* _Exercise goal_: Without including any images, repeat the data exactly.

* _Supplied data_:
►

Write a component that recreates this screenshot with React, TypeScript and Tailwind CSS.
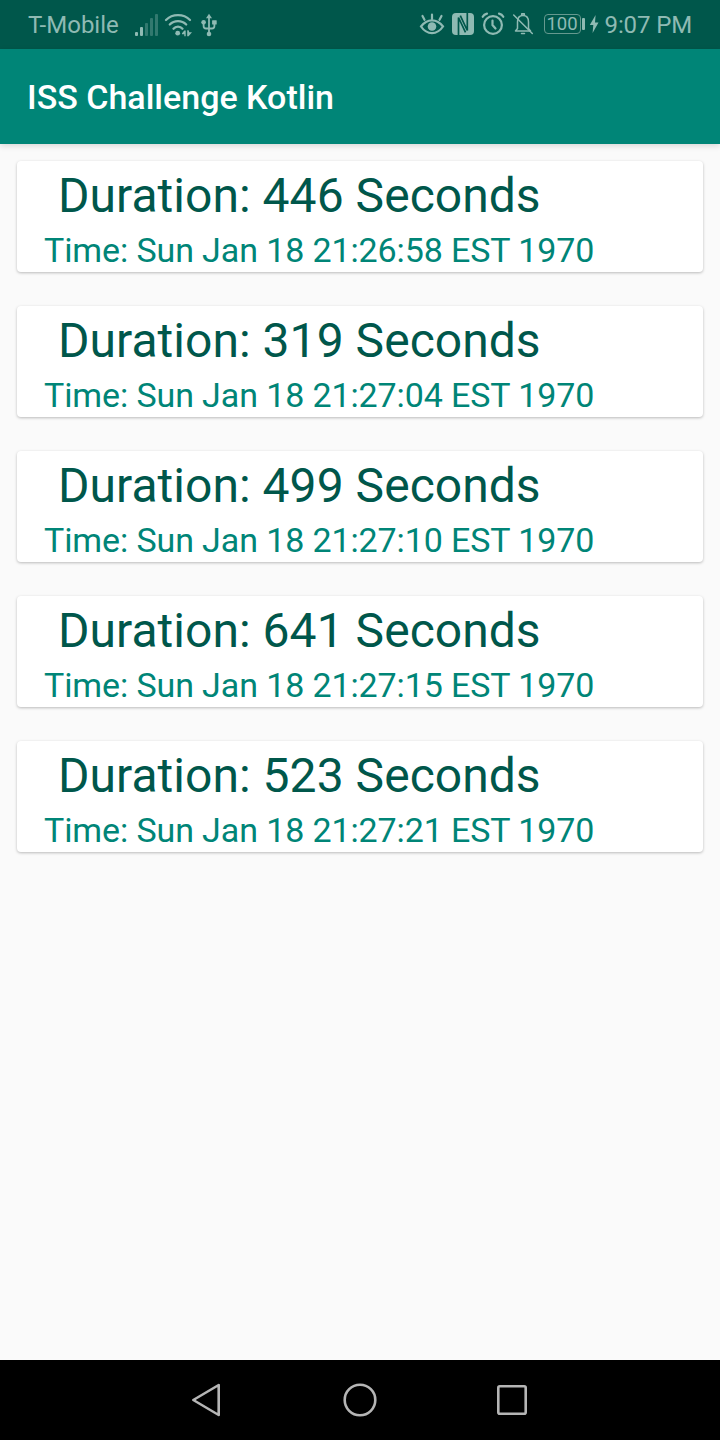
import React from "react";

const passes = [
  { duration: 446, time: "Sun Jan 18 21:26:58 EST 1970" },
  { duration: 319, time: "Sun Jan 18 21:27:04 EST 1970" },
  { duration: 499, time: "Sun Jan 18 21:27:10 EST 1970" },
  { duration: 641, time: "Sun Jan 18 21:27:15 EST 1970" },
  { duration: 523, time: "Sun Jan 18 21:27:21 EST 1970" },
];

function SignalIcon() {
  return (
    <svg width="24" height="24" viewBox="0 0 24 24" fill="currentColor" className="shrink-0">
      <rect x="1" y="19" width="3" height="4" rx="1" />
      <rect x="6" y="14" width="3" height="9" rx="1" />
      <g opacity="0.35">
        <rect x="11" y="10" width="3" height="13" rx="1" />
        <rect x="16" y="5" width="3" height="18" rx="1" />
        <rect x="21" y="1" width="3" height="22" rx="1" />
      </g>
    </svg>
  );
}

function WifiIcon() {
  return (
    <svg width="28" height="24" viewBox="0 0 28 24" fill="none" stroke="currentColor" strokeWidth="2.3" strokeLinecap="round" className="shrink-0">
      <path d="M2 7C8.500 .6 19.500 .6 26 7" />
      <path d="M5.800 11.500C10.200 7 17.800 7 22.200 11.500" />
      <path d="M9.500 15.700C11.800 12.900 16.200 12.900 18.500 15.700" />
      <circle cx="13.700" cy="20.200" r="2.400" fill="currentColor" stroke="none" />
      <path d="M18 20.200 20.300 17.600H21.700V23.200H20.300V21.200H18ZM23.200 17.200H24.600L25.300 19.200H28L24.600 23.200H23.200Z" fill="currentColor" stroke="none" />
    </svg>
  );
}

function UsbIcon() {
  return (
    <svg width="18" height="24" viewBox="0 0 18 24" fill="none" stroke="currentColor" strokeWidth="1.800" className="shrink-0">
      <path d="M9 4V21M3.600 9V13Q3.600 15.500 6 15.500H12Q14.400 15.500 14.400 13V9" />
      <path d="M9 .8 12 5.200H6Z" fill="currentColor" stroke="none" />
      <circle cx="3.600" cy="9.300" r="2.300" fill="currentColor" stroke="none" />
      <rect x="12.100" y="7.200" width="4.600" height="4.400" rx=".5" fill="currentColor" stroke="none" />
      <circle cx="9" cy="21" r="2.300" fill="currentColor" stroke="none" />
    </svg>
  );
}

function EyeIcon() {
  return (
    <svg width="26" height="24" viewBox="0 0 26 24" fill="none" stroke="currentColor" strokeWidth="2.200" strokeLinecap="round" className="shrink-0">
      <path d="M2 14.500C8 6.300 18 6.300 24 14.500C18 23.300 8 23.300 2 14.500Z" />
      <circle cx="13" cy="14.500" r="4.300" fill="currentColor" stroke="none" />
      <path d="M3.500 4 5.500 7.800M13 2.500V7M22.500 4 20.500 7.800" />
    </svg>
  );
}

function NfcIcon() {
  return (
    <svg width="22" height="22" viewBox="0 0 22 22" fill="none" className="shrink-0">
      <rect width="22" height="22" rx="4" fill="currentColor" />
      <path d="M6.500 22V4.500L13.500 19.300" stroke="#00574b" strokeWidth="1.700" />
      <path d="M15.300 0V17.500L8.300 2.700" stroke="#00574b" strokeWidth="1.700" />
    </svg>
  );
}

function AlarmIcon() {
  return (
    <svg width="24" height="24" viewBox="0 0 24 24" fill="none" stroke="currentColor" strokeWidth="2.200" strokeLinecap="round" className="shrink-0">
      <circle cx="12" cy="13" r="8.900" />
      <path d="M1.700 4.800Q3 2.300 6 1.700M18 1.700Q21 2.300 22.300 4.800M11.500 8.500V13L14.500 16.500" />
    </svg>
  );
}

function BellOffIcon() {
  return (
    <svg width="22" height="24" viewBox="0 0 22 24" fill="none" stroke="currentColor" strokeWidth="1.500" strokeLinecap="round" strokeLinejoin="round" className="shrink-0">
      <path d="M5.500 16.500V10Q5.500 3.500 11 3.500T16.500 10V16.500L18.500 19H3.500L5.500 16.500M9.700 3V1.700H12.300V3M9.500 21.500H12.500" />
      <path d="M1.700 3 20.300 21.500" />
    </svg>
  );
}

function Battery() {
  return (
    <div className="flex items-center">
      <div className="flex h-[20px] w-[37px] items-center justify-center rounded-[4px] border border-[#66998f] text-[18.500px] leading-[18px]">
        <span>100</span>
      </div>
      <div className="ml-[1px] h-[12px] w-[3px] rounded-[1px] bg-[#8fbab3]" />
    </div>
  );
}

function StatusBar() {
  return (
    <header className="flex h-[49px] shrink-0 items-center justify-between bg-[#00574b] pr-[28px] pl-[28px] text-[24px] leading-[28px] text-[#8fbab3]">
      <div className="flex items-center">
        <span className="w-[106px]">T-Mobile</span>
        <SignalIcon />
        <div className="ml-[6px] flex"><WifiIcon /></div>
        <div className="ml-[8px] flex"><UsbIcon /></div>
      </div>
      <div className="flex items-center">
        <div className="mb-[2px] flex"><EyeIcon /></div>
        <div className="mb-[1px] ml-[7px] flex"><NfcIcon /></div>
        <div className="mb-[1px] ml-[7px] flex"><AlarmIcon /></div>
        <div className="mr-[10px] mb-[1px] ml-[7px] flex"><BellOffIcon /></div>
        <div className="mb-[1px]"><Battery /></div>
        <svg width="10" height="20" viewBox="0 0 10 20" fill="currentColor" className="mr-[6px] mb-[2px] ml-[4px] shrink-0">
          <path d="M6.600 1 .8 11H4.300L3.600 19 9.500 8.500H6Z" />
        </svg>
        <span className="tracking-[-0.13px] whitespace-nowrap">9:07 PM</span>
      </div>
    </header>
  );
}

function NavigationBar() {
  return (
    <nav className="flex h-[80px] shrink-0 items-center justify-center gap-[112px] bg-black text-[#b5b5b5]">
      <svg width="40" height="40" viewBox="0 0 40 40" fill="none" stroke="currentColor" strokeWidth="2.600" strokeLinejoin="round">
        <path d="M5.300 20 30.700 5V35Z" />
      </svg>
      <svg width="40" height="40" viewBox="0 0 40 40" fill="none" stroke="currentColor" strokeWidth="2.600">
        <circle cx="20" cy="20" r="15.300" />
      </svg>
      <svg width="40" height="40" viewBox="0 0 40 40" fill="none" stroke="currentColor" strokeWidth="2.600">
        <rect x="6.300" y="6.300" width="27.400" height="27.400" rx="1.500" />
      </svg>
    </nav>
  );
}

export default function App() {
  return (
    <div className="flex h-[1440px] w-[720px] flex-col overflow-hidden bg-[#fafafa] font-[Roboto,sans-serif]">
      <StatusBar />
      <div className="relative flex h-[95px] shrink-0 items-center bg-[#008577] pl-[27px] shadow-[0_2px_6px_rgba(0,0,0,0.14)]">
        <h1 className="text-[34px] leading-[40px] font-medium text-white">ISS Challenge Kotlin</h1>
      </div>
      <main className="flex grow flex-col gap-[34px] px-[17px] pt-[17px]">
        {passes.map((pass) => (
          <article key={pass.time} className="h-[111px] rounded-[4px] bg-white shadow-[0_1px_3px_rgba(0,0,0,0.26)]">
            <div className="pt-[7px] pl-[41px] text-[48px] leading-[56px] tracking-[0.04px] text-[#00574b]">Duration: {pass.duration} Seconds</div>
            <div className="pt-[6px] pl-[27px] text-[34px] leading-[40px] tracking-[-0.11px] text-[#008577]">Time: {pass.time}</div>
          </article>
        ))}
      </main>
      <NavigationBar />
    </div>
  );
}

◄

* _Exercise answer_:
Write a component that recreates this screenshot with React, TypeScript and Tailwind CSS.
import React from "react";

const passes = [
  { duration: 446, time: "Sun Jan 18 21:26:58 EST 1970" },
  { duration: 319, time: "Sun Jan 18 21:27:04 EST 1970" },
  { duration: 499, time: "Sun Jan 18 21:27:10 EST 1970" },
  { duration: 641, time: "Sun Jan 18 21:27:15 EST 1970" },
  { duration: 523, time: "Sun Jan 18 21:27:21 EST 1970" },
];

function SignalIcon() {
  return (
    <svg width="24" height="24" viewBox="0 0 24 24" fill="currentColor" className="shrink-0">
      <rect x="1" y="19" width="3" height="4" rx="1" />
      <rect x="6" y="14" width="3" height="9" rx="1" />
      <g opacity="0.35">
        <rect x="11" y="10" width="3" height="13" rx="1" />
        <rect x="16" y="5" width="3" height="18" rx="1" />
        <rect x="21" y="1" width="3" height="22" rx="1" />
      </g>
    </svg>
  );
}

function WifiIcon() {
  return (
    <svg width="28" height="24" viewBox="0 0 28 24" fill="none" stroke="currentColor" strokeWidth="2.3" strokeLinecap="round" className="shrink-0">
      <path d="M2 7C8.500 .6 19.500 .6 26 7" />
      <path d="M5.800 11.500C10.200 7 17.800 7 22.200 11.500" />
      <path d="M9.500 15.700C11.800 12.900 16.200 12.900 18.500 15.700" />
      <circle cx="13.700" cy="20.200" r="2.400" fill="currentColor" stroke="none" />
      <path d="M18 20.200 20.300 17.600H21.700V23.200H20.300V21.200H18ZM23.200 17.200H24.600L25.300 19.200H28L24.600 23.200H23.200Z" fill="currentColor" stroke="none" />
    </svg>
  );
}

function UsbIcon() {
  return (
    <svg width="18" height="24" viewBox="0 0 18 24" fill="none" stroke="currentColor" strokeWidth="1.800" className="shrink-0">
      <path d="M9 4V21M3.600 9V13Q3.600 15.500 6 15.500H12Q14.400 15.500 14.400 13V9" />
      <path d="M9 .8 12 5.200H6Z" fill="currentColor" stroke="none" />
      <circle cx="3.600" cy="9.300" r="2.300" fill="currentColor" stroke="none" />
      <rect x="12.100" y="7.200" width="4.600" height="4.400" rx=".5" fill="currentColor" stroke="none" />
      <circle cx="9" cy="21" r="2.300" fill="currentColor" stroke="none" />
    </svg>
  );
}

function EyeIcon() {
  return (
    <svg width="26" height="24" viewBox="0 0 26 24" fill="none" stroke="currentColor" strokeWidth="2.200" strokeLinecap="round" className="shrink-0">
      <path d="M2 14.500C8 6.300 18 6.300 24 14.500C18 23.300 8 23.300 2 14.500Z" />
      <circle cx="13" cy="14.500" r="4.300" fill="currentColor" stroke="none" />
      <path d="M3.500 4 5.500 7.800M13 2.500V7M22.500 4 20.500 7.800" />
    </svg>
  );
}

function NfcIcon() {
  return (
    <svg width="22" height="22" viewBox="0 0 22 22" fill="none" className="shrink-0">
      <rect width="22" height="22" rx="4" fill="currentColor" />
      <path d="M6.500 22V4.500L13.500 19.300" stroke="#00574b" strokeWidth="1.700" />
      <path d="M15.300 0V17.500L8.300 2.700" stroke="#00574b" strokeWidth="1.700" />
    </svg>
  );
}

function AlarmIcon() {
  return (
    <svg width="24" height="24" viewBox="0 0 24 24" fill="none" stroke="currentColor" strokeWidth="2.200" strokeLinecap="round" className="shrink-0">
      <circle cx="12" cy="13" r="8.900" />
      <path d="M1.700 4.800Q3 2.300 6 1.700M18 1.700Q21 2.300 22.300 4.800M11.500 8.500V13L14.500 16.500" />
    </svg>
  );
}

function BellOffIcon() {
  return (
    <svg width="22" height="24" viewBox="0 0 22 24" fill="none" stroke="currentColor" strokeWidth="1.500" strokeLinecap="round" strokeLinejoin="round" className="shrink-0">
      <path d="M5.500 16.500V10Q5.500 3.500 11 3.500T16.500 10V16.500L18.500 19H3.500L5.500 16.500M9.700 3V1.700H12.300V3M9.500 21.500H12.500" />
      <path d="M1.700 3 20.300 21.500" />
    </svg>
  );
}

function Battery() {
  return (
    <div className="flex items-center">
      <div className="flex h-[20px] w-[37px] items-center justify-center rounded-[4px] border border-[#66998f] text-[18.500px] leading-[18px]">
        <span>100</span>
      </div>
      <div className="ml-[1px] h-[12px] w-[3px] rounded-[1px] bg-[#8fbab3]" />
    </div>
  );
}

function StatusBar() {
  return (
    <header className="flex h-[49px] shrink-0 items-center justify-between bg-[#00574b] pr-[28px] pl-[28px] text-[24px] leading-[28px] text-[#8fbab3]">
      <div className="flex items-center">
        <span className="w-[106px]">T-Mobile</span>
        <SignalIcon />
        <div className="ml-[6px] flex"><WifiIcon /></div>
        <div className="ml-[8px] flex"><UsbIcon /></div>
      </div>
      <div className="flex items-center">
        <div className="mb-[2px] flex"><EyeIcon /></div>
        <div className="mb-[1px] ml-[7px] flex"><NfcIcon /></div>
        <div className="mb-[1px] ml-[7px] flex"><AlarmIcon /></div>
        <div className="mr-[10px] mb-[1px] ml-[7px] flex"><BellOffIcon /></div>
        <div className="mb-[1px]"><Battery /></div>
        <svg width="10" height="20" viewBox="0 0 10 20" fill="currentColor" className="mr-[6px] mb-[2px] ml-[4px] shrink-0">
          <path d="M6.600 1 .8 11H4.300L3.600 19 9.500 8.500H6Z" />
        </svg>
        <span className="tracking-[-0.13px] whitespace-nowrap">9:07 PM</span>
      </div>
    </header>
  );
}

function NavigationBar() {
  return (
    <nav className="flex h-[80px] shrink-0 items-center justify-center gap-[112px] bg-black text-[#b5b5b5]">
      <svg width="40" height="40" viewBox="0 0 40 40" fill="none" stroke="currentColor" strokeWidth="2.600" strokeLinejoin="round">
        <path d="M5.300 20 30.700 5V35Z" />
      </svg>
      <svg width="40" height="40" viewBox="0 0 40 40" fill="none" stroke="currentColor" strokeWidth="2.600">
        <circle cx="20" cy="20" r="15.300" />
      </svg>
      <svg width="40" height="40" viewBox="0 0 40 40" fill="none" stroke="currentColor" strokeWidth="2.600">
        <rect x="6.300" y="6.300" width="27.400" height="27.400" rx="1.500" />
      </svg>
    </nav>
  );
}

export default function App() {
  return (
    <div className="flex h-[1440px] w-[720px] flex-col overflow-hidden bg-[#fafafa] font-[Roboto,sans-serif]">
      <StatusBar />
      <div className="relative flex h-[95px] shrink-0 items-center bg-[#008577] pl-[27px] shadow-[0_2px_6px_rgba(0,0,0,0.14)]">
        <h1 className="text-[34px] leading-[40px] font-medium text-white">ISS Challenge Kotlin</h1>
      </div>
      <main className="flex grow flex-col gap-[34px] px-[17px] pt-[17px]">
        {passes.map((pass) => (
          <article key={pass.time} className="h-[111px] rounded-[4px] bg-white shadow-[0_1px_3px_rgba(0,0,0,0.26)]">
            <div className="pt-[7px] pl-[41px] text-[48px] leading-[56px] tracking-[0.04px] text-[#00574b]">Duration: {pass.duration} Seconds</div>
            <div className="pt-[6px] pl-[27px] text-[34px] leading-[40px] tracking-[-0.11px] text-[#008577]">Time: {pass.time}</div>
          </article>
        ))}
      </main>
      <NavigationBar />
    </div>
  );
}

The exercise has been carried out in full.